- **Short exercise**:
Write out each line that follows exactly as it stands, without the pictures.

- **Material to process**:
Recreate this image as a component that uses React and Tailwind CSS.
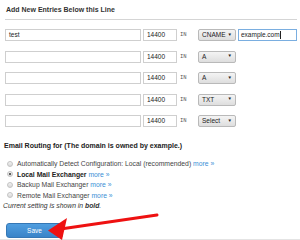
import React from "react";

const rows = [
  { name: "test", type: "CNAME", extra: "example.com" },
  { name: "", type: "A" },
  { name: "", type: "A" },
  { name: "", type: "TXT" },
  { name: "", type: "Select" },
];

const options = [
  { label: "Automatically Detect Configuration: Local (recommended)" },
  { label: "Local Mail Exchanger", bold: true, checked: true },
  { label: "Backup Mail Exchanger" },
  { label: "Remote Mail Exchanger" },
];

const SelectBox = ({ value }) => (
  <div className="w-[38px] h-[12px] flex items-center justify-between px-[3px] border border-[#b9b9b9] rounded-[2px] bg-gradient-to-b from-[#f4f4f4] to-[#dedede] text-[6.5px] text-[#222]">
    <span>{value}</span>
    <span className="text-[4.5px] text-[#222]">▼</span>
  </div>
);

const Row = ({ row }) => (
  <div className="flex items-center h-[12px]">
    <div className="w-[136px] h-[12px] ml-[5px] border border-[#cfcfcf] bg-white flex items-center px-[3px] text-[6.5px] text-[#222]">
      {row.name}
    </div>
    <div className="w-[34px] h-[12px] ml-[2px] border border-[#cfcfcf] bg-white flex items-center px-[3px] text-[6.5px] text-[#222]">
      14400
    </div>
    <span className="ml-[3px] w-[18px] h-[12px] leading-[12px] text-[5.5px] text-[#555] font-['Liberation_Mono',monospace]">IN</span>
    <SelectBox value={row.type} />
    {row.extra && (
      <div className="w-[59px] h-[12px] ml-[2px] border border-[#7aaee0] bg-white flex items-center px-[2px] text-[6.5px] text-[#222]">
        {row.extra}
        <span className="w-px h-[8px] bg-[#222]" />
      </div>
    )}
  </div>
);

export default function App() {
  return (
    <div className="relative w-[300px] h-[240px] bg-white overflow-hidden font-['Liberation_Sans',Arial,sans-serif]">
      <div className="pt-[6px] pl-[6px] text-[7px] font-bold text-[#333] leading-[8px]">
        Add New Entries Below this Line
      </div>
      <div className="mt-[5px] ml-[5px] mr-[3px] border-t border-[#d5d5d5]" />

      <div className="mt-[9px] flex flex-col gap-[9.5px]">
        {rows.map((row, i) => (
          <Row key={i} row={row} />
        ))}
      </div>

      <div className="mt-[14px] pl-[4px] text-[7px] font-bold text-[#222] leading-[9px]">
        Email Routing for (The domain is owned by example.)
      </div>

      <div className="mt-[10px] pl-[7px] flex flex-col gap-[3.6px] text-[6.8px] text-[#444] leading-[7px]">
        {options.map((o, i) => (
          <div key={i} className="flex items-center gap-[4px]">
            <span className="w-[6px] h-[6px] rounded-full border border-[#c4c4c4] bg-gradient-to-b from-[#f2f2f2] to-[#d8d8d8] flex items-center justify-center">
              {o.checked && <span className="w-[2.5px] h-[2.5px] rounded-full bg-[#333]" />}
            </span>
            <span className={o.bold ? "font-bold text-[#222]" : ""}>
              {o.label}{" "}
              <span className="text-[#3b8fd6] font-normal">more »</span>
            </span>
          </div>
        ))}
        <div className="-ml-[4px] italic text-[#333]">
          Current setting is shown in <b>bold</b>.
        </div>
      </div>

      <button className="mt-[14px] ml-[6px] w-[57px] h-[15px] rounded-[3px] bg-gradient-to-b from-[#4f9ee0] to-[#3a84c8] border border-[#3577b5] text-white text-[6.5px] flex items-center justify-center">
        Save
      </button>
      <div className="absolute left-0 right-0 bottom-0 h-[1px] bg-[#e4e4e4]" />

      <svg className="absolute left-0 top-0" width="300" height="240" viewBox="0 0 300 240">
        <line x1="157" y1="215" x2="64" y2="228.5" stroke="#ee1111" strokeWidth="3" strokeLinecap="round" />
        <polygon points="48,230.5 67,218 62,240" fill="#ee1111" />
      </svg>
    </div>
  );
}
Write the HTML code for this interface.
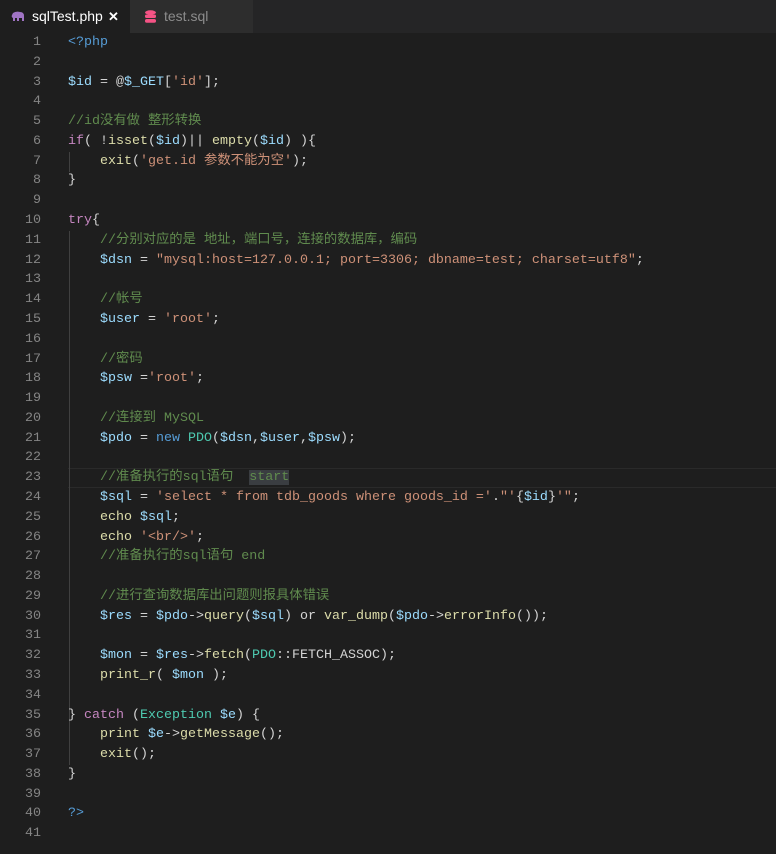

- **Result of the exercise**:
Recreate this image as a component that uses React and Tailwind CSS.
import React from "react";

const rows = [
  { name: "test", type: "CNAME", extra: "example.com" },
  { name: "", type: "A" },
  { name: "", type: "A" },
  { name: "", type: "TXT" },
  { name: "", type: "Select" },
];

const options = [
  { label: "Automatically Detect Configuration: Local (recommended)" },
  { label: "Local Mail Exchanger", bold: true, checked: true },
  { label: "Backup Mail Exchanger" },
  { label: "Remote Mail Exchanger" },
];

const SelectBox = ({ value }) => (
  <div className="w-[38px] h-[12px] flex items-center justify-between px-[3px] border border-[#b9b9b9] rounded-[2px] bg-gradient-to-b from-[#f4f4f4] to-[#dedede] text-[6.5px] text-[#222]">
    <span>{value}</span>
    <span className="text-[4.5px] text-[#222]">▼</span>
  </div>
);

const Row = ({ row }) => (
  <div className="flex items-center h-[12px]">
    <div className="w-[136px] h-[12px] ml-[5px] border border-[#cfcfcf] bg-white flex items-center px-[3px] text-[6.5px] text-[#222]">
      {row.name}
    </div>
    <div className="w-[34px] h-[12px] ml-[2px] border border-[#cfcfcf] bg-white flex items-center px-[3px] text-[6.5px] text-[#222]">
      14400
    </div>
    <span className="ml-[3px] w-[18px] h-[12px] leading-[12px] text-[5.5px] text-[#555] font-['Liberation_Mono',monospace]">IN</span>
    <SelectBox value={row.type} />
    {row.extra && (
      <div className="w-[59px] h-[12px] ml-[2px] border border-[#7aaee0] bg-white flex items-center px-[2px] text-[6.5px] text-[#222]">
        {row.extra}
        <span className="w-px h-[8px] bg-[#222]" />
      </div>
    )}
  </div>
);

export default function App() {
  return (
    <div className="relative w-[300px] h-[240px] bg-white overflow-hidden font-['Liberation_Sans',Arial,sans-serif]">
      <div className="pt-[6px] pl-[6px] text-[7px] font-bold text-[#333] leading-[8px]">
        Add New Entries Below this Line
      </div>
      <div className="mt-[5px] ml-[5px] mr-[3px] border-t border-[#d5d5d5]" />

      <div className="mt-[9px] flex flex-col gap-[9.5px]">
        {rows.map((row, i) => (
          <Row key={i} row={row} />
        ))}
      </div>

      <div className="mt-[14px] pl-[4px] text-[7px] font-bold text-[#222] leading-[9px]">
        Email Routing for (The domain is owned by example.)
      </div>

      <div className="mt-[10px] pl-[7px] flex flex-col gap-[3.6px] text-[6.8px] text-[#444] leading-[7px]">
        {options.map((o, i) => (
          <div key={i} className="flex items-center gap-[4px]">
            <span className="w-[6px] h-[6px] rounded-full border border-[#c4c4c4] bg-gradient-to-b from-[#f2f2f2] to-[#d8d8d8] flex items-center justify-center">
              {o.checked && <span className="w-[2.5px] h-[2.5px] rounded-full bg-[#333]" />}
            </span>
            <span className={o.bold ? "font-bold text-[#222]" : ""}>
              {o.label}{" "}
              <span className="text-[#3b8fd6] font-normal">more »</span>
            </span>
          </div>
        ))}
        <div className="-ml-[4px] italic text-[#333]">
          Current setting is shown in <b>bold</b>.
        </div>
      </div>

      <button className="mt-[14px] ml-[6px] w-[57px] h-[15px] rounded-[3px] bg-gradient-to-b from-[#4f9ee0] to-[#3a84c8] border border-[#3577b5] text-white text-[6.5px] flex items-center justify-center">
        Save
      </button>
      <div className="absolute left-0 right-0 bottom-0 h-[1px] bg-[#e4e4e4]" />

      <svg className="absolute left-0 top-0" width="300" height="240" viewBox="0 0 300 240">
        <line x1="157" y1="215" x2="64" y2="228.5" stroke="#ee1111" strokeWidth="3" strokeLinecap="round" />
        <polygon points="48,230.5 67,218 62,240" fill="#ee1111" />
      </svg>
    </div>
  );
}
Write the HTML code for this interface.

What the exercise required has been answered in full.